Mr Dobbs suggested that the fortunes of these Chinese stocks – active in areas such as web services, e-commerce and online advertising – could be attributed to an openness to change among wider Asian consumers, who appear more tolerant of innovations, such as self-driving cars.

“A lot of companies in Korea have the bits they need to keep these cars on the road,” he added.

The manager also claimed some of Asia’s companies could prove resilient in times of global deflation, with exporters appearing attractive.
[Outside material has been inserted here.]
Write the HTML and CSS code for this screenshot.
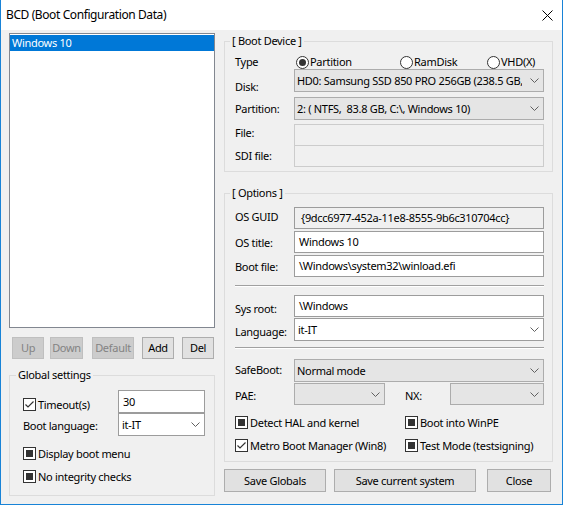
FILE: index.html
```html
<!doctype html>
<html lang="en">
  <head>
    <meta charset="UTF-8" />
    <title>BCD (Boot Configuration Data)</title>
    <link rel="stylesheet" href="styles.css">
  </head>
  <body>
    <div class="c-window">
      <header class="c-window__titlebar">
        <span class="c-window__title">BCD (Boot Configuration Data)</span>
        <svg class="c-window__close" width="11" height="11" viewBox="0 0 11 11"><path d="M0.5 0.5 10.5 10.5 M10.5 0.5 0.5 10.5" /></svg>
      </header>

      <div class="c-window__client">
        <div class="c-left">
          <div class="c-listbox">
            <div class="c-listbox__item c-listbox__item--selected">Windows 10</div>
          </div>

          <div class="c-list-actions">
            <button class="c-button c-button--disabled c-list-actions__up">Up</button>
            <button class="c-button c-button--disabled c-list-actions__down">Down</button>
            <button class="c-button c-button--disabled c-list-actions__default">Default</button>
            <button class="c-button c-list-actions__add">Add</button>
            <button class="c-button c-list-actions__del">Del</button>
          </div>

          <fieldset class="c-group c-group--global">
            <legend class="c-group__title">Global settings</legend>
            <div class="c-global">
              <div class="c-global__row c-field">
                <label class="c-check u-mt-7"><span class="c-check__box"><svg width="11" height="11" viewBox="0 0 11 11"><path d="M1.5 5.5 4 8 9.5 2.5" /></svg></span>Timeout(s)</label>
                <div class="c-edit c-global__control">30</div>
              </div>
              <div class="c-global__row c-field">
                <span class="u-mt-5">Boot language:</span>
                <div class="c-combo c-combo--editable c-global__control">
                  <span class="c-combo__value">it-IT</span>
                  <svg class="c-combo__arrow" width="9" height="5" viewBox="0 0 9 5"><path d="M0.5 0.5 4.5 4.5 8.5 0.5" /></svg>
                </div>
              </div>
              <label class="c-check u-mt-10"><span class="c-check__box c-check__box--mixed"></span>Display boot menu</label>
              <label class="c-check u-mt-8"><span class="c-check__box c-check__box--mixed"></span>No integrity checks</label>
            </div>
          </fieldset>
        </div>

        <div class="c-right">
          <fieldset class="c-group c-group--device">
            <legend class="c-group__title">[ Boot Device ]</legend>
            <div class="c-group__body c-group__body--device">
              <div class="c-field c-field--type">
                <span class="c-field__label">Type</span>
                <label class="c-radio c-radio--partition"><span class="c-radio__dot c-radio__dot--checked"></span>Partition</label>
                <label class="c-radio c-radio--ramdisk"><span class="c-radio__dot"></span>RamDisk</label>
                <label class="c-radio"><span class="c-radio__dot"></span>VHD(X)</label>
              </div>
              <div class="c-field">
                <span class="c-field__label u-mt-10">Disk:</span>
                <div class="c-combo">
                  <span class="c-combo__value">HD0: Samsung SSD 850 PRO 256GB (238.5 GB,</span>
                  <svg class="c-combo__arrow" width="9" height="5" viewBox="0 0 9 5"><path d="M0.5 0.5 4.5 4.5 8.5 0.5" /></svg>
                </div>
              </div>
              <div class="c-field u-mt-5">
                <span class="c-field__label u-mt-4">Partition:</span>
                <div class="c-combo">
                  <span class="c-combo__value">2: ( NTFS,&nbsp; 83.8 GB, C:\, Windows 10)</span>
                  <svg class="c-combo__arrow" width="9" height="5" viewBox="0 0 9 5"><path d="M0.5 0.5 4.5 4.5 8.5 0.5" /></svg>
                </div>
              </div>
              <div class="c-field c-field--short u-mt-4">
                <span class="c-field__label u-mt-1">File:</span>
                <div class="c-edit c-edit--disabled"></div>
              </div>
              <div class="c-field c-field--short c-field--joined">
                <span class="c-field__label u-mt-3">SDI file:</span>
                <div class="c-edit c-edit--disabled"></div>
              </div>
            </div>
          </fieldset>

          <fieldset class="c-group c-group--options">
            <legend class="c-group__title">[ Options ]</legend>
            <div class="c-group__body c-group__body--options">
              <div class="c-field c-field--short">
                <span class="c-field__label u-mt-2">OS GUID</span>
                <div class="c-edit c-edit--readonly">{9dcc6977-452a-11e8-8555-9b6c310704cc}</div>
              </div>
              <div class="c-field c-field--short u-mt-2">
                <span class="c-field__label u-mt-4">OS title:</span>
                <div class="c-edit">Windows 10</div>
              </div>
              <div class="c-field c-field--short u-mt-2">
                <span class="c-field__label u-mt-4">Boot file:</span>
                <div class="c-edit">\Windows\system32\winload.efi</div>
              </div>

              <div class="c-separator u-mt-8"></div>

              <div class="c-field c-field--short u-mt-8">
                <span class="c-field__label u-mt-6">Sys root:</span>
                <div class="c-edit">\Windows</div>
              </div>
              <div class="c-field u-mt-1">
                <span class="c-field__label u-mt-6">Language:</span>
                <div class="c-combo c-combo--editable">
                  <span class="c-combo__value">it-IT</span>
                  <svg class="c-combo__arrow" width="9" height="5" viewBox="0 0 9 5"><path d="M0.5 0.5 4.5 4.5 8.5 0.5" /></svg>
                </div>
              </div>

              <div class="c-separator u-mt-6"></div>

              <div class="c-field u-mt-10">
                <span class="c-field__label u-mt-3">SafeBoot:</span>
                <div class="c-combo">
                  <span class="c-combo__value">Normal mode</span>
                  <svg class="c-combo__arrow" width="9" height="5" viewBox="0 0 9 5"><path d="M0.5 0.5 4.5 4.5 8.5 0.5" /></svg>
                </div>
              </div>
              <div class="c-field c-field--short u-mt-1">
                <span class="c-field__label u-mt-5">PAE:</span>
                <div class="c-combo c-combo--pae">
                  <span class="c-combo__value"></span>
                  <svg class="c-combo__arrow" width="9" height="5" viewBox="0 0 9 5"><path d="M0.5 0.5 4.5 4.5 8.5 0.5" /></svg>
                </div>
                <span class="c-field__label c-field__label--nx u-mt-5">NX:</span>
                <div class="c-combo">
                  <span class="c-combo__value"></span>
                  <svg class="c-combo__arrow" width="9" height="5" viewBox="0 0 9 5"><path d="M0.5 0.5 4.5 4.5 8.5 0.5" /></svg>
                </div>
              </div>

              <div class="c-flags u-mt-10">
                <label class="c-check"><span class="c-check__box c-check__box--mixed"></span>Detect HAL and kernel</label>
                <label class="c-check"><span class="c-check__box c-check__box--mixed"></span>Boot into WinPE</label>
              </div>
              <div class="c-flags u-mt-8">
                <label class="c-check"><span class="c-check__box"><svg width="11" height="11" viewBox="0 0 11 11"><path d="M1.5 5.5 4 8 9.5 2.5" /></svg></span>Metro Boot Manager (Win8)</label>
                <label class="c-check"><span class="c-check__box c-check__box--mixed"></span>Test Mode (testsigning)</label>
              </div>
            </div>
          </fieldset>

          <div class="c-dialog-actions">
            <button class="c-button c-dialog-actions__globals">Save Globals</button>
            <button class="c-button c-dialog-actions__current">Save current system</button>
            <button class="c-button c-dialog-actions__close">Close</button>
          </div>
        </div>
      </div>
    </div>
  </body>
</html>
```

FILE: styles.css
```css
* {
  box-sizing: border-box;
}

html,
body {
  margin: 0;
  padding: 0;
}

body {
  font-family: 'Noto Sans', sans-serif;
  font-size: 11px;
  line-height: 16px;
  letter-spacing: -0.3px;
  color: #000;
  background: #fff;
}

button {
  margin: 0;
  padding: 0;
  font: inherit;
  letter-spacing: inherit;
  color: inherit;
}

/* window frame */

.c-window {
  width: 563px;
  height: 505px;
  display: flex;
  flex-direction: column;
  border: 1px solid #1883d7;
  border-top: 0;
  background: #f0f0f0;
}

.c-window__titlebar {
  height: 30px;
  flex: none;
  display: flex;
  align-items: center;
  justify-content: space-between;
  padding: 0 9px 0 5px;
  background: #fff;
}

.c-window__title {
  font-size: 12px;
  letter-spacing: -0.4px;
}

.c-window__close path {
  fill: none;
  stroke: #000;
  stroke-width: 1;
}

.c-window__client {
  flex: 1;
  display: flex;
  gap: 9px;
  padding: 3px 0 0 8px;
}

.c-left {
  width: 206px;
  display: flex;
  flex-direction: column;
}

.c-right {
  width: 329px;
  display: flex;
  flex-direction: column;
}

/* list of boot entries */

.c-listbox {
  height: 295px;
  padding-top: 1px;
  border: 1px solid #828790;
  background: #fff;
}

.c-listbox__item {
  height: 16px;
  padding-left: 2px;
}

.c-listbox__item--selected {
  background: #0078d7;
  color: #fff;
}

/* buttons */

.c-button {
  border: 1px solid #adadad;
  background: #e1e1e1;
}

.c-button--disabled {
  border-color: #bfbfbf;
  background: #cccccc;
  color: #838383;
}

.c-list-actions {
  display: flex;
  height: 22px;
  margin-top: 9px;
}

.c-list-actions__up {
  width: 32px;
  margin-left: 3px;
}
.c-list-actions__down {
  width: 33px;
  margin-left: 6px;
}
.c-list-actions__default {
  width: 42px;
  margin-left: 9px;
}
.c-list-actions__add {
  width: 32px;
  margin-left: 8px;
}
.c-list-actions__del {
  width: 32px;
  margin-left: 8px;
}

.c-dialog-actions {
  display: flex;
  height: 23px;
  margin-top: 7px;
}

.c-dialog-actions__globals {
  width: 102px;
}
.c-dialog-actions__current {
  width: 142px;
  margin-left: 8px;
}
.c-dialog-actions__close {
  width: 64px;
  margin-left: auto;
  margin-right: 2px;
}

/* group boxes */

.c-group {
  min-width: 0;
  margin: 0;
  padding: 0;
  border: 1px solid #dcdcdc;
}

.c-group__title {
  margin-left: 5px;
  padding: 0 2px;
  line-height: 16px;
}

.c-group--global {
  margin-top: 8px;
}

.c-group--global .c-group__title {
  margin-left: 6px;
}

.c-group--options {
  margin-top: 13px;
}

.c-group__body {
  padding: 0 8px 0 10px;
}

.c-group__body--device {
  padding-top: 6px;
  padding-bottom: 4px;
}

.c-group__body--options {
  padding-top: 6px;
  padding-bottom: 8px;
}

.c-global {
  padding: 7px 9px 11px 13px;
}

.c-global__row {
  justify-content: space-between;
}

.c-global__control {
  width: 87px;
  flex: none;
}

/* label + control rows */

.c-field {
  display: flex;
  align-items: flex-start;
  height: 23px;
}

.c-field--short {
  height: 22px;
}

.c-field--joined {
  margin-top: -1px;
}

.c-field--type {
  height: 14px;
  align-items: center;
}

.c-field__label {
  width: 59px;
  flex: none;
  white-space: nowrap;
}

.c-field__label--nx {
  width: 45px;
  margin-left: 20px;
}

.c-field > .c-edit,
.c-field > .c-combo {
  flex: 1;
  min-width: 0;
  height: 100%;
}

.c-field > .c-combo--pae {
  flex: none;
  width: 91px;
}

.c-global__row > .c-global__control {
  flex: none;
}

.c-edit {
  display: flex;
  align-items: center;
  height: 23px;
  padding: 0 4px;
  border: 1px solid #9c9c9c;
  background: #fff;
  white-space: nowrap;
  overflow: hidden;
}

.c-edit--readonly {
  background: #f0f0f0;
  padding-left: 6px;
}

.c-edit--disabled {
  border-color: #cccccc;
  background: #f0f0f0;
}

.c-combo {
  display: flex;
  align-items: center;
  height: 23px;
  padding: 0 4px 0 2px;
  border: 1px solid #acacac;
  background: #e5e5e5;
}

.c-combo--editable {
  padding-left: 3px;
  border-color: #9c9c9c;
  background: #fff;
}

/* text is cut before the drop-down button */
.c-combo__value {
  flex: 1;
  min-width: 0;
  margin-right: 8px;
  white-space: nowrap;
  overflow: hidden;
}

.c-combo__arrow {
  flex: none;
}

.c-combo__arrow path {
  fill: none;
  stroke: #606060;
  stroke-width: 1;
}

.c-separator {
  height: 2px;
  border-top: 1px solid #a0a0a0;
  border-bottom: 1px solid #fff;
}

/* check boxes and radio buttons */

.c-check {
  display: flex;
  align-items: center;
  gap: 2px;
  height: 15px;
  white-space: nowrap;
}

.c-check__box {
  width: 13px;
  height: 13px;
  flex: none;
  display: flex;
  align-items: center;
  justify-content: center;
  border: 1px solid #333;
  background: #fff;
}

.c-check__box path {
  fill: none;
  stroke: #333;
  stroke-width: 1.2;
}

.c-check__box--mixed::after {
  content: '';
  width: 7px;
  height: 7px;
  background: #333;
}

.c-flags {
  display: grid;
  grid-template-columns: 170px 1fr;
}

.c-radio {
  display: flex;
  align-items: center;
  gap: 1px;
}

.c-radio--partition {
  width: 104px;
  margin-left: 2px;
}

.c-radio--ramdisk {
  width: 87px;
}

.c-radio__dot {
  width: 13px;
  height: 13px;
  flex: none;
  display: flex;
  align-items: center;
  justify-content: center;
  border: 1px solid #333;
  border-radius: 50%;
  background: #fff;
}

.c-radio__dot--checked::after {
  content: '';
  width: 7px;
  height: 7px;
  border-radius: 50%;
  background: #333;
}

/* small offsets */

.u-mt-1 {
  margin-top: 1px;
}
.u-mt-2 {
  margin-top: 2px;
}
.u-mt-3 {
  margin-top: 3px;
}
.u-mt-4 {
  margin-top: 4px;
}
.u-mt-5 {
  margin-top: 5px;
}
.u-mt-6 {
  margin-top: 6px;
}
.u-mt-7 {
  margin-top: 7px;
}
.u-mt-8 {
  margin-top: 8px;
}
.u-mt-10 {
  margin-top: 10px;
}
```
One such firm, Taiwan Semiconductor, represented the largest holding in the Asia Pacific trust, with a 7.4 per cent weighting.

“In Asia, some companies that export have been doing rather well,” Mr Dobbs said. “We like the traditional exporters, such as IT companies, and some of the Hong Kong industrials.

“A lot of Asia’s key earners are also doing well [in deflationary pressure]. Taiwan Semiconductor is used to what it predicts as a fall in its pricing of 5 per cent per annum,” he said. “If we see some more pricing power, Asia could be a beneficiary.”  

Despite fund managers normally leaning towards the mega-cap stocks in Asian markets, Mr Dobbs signalled a potential change of tack by slipping down the market cap scale as an astute manoeuvre.

“The future is smaller caps,” he said. “We have got the opportunity to find companies in Asia and don’t have to sit in the time-owned, state enterprises run by somebody waiting for his promotion.”

Other sources of concern appear to have faded, he hinted, with the manager claiming issues around China – which made up the fund’s biggest regional weighting at 22.7 per cent at the end of August – had been “parked” for now.

“It’s such a relief not to talk about China,” he said. “We have to say that, in general, it is going in the wrong direction.”

However he added: “I would say China is parked at the moment in the sense that it is digging the hole a bit deeper in terms of debt but, from a policy cycle point of view, the country will keep the show on the road.”

According to FE Analytics, the trust has returned 47 per cent over three years, compared with 33 per cent from its AIC Asia Pacific ex-Japan Equities peer group.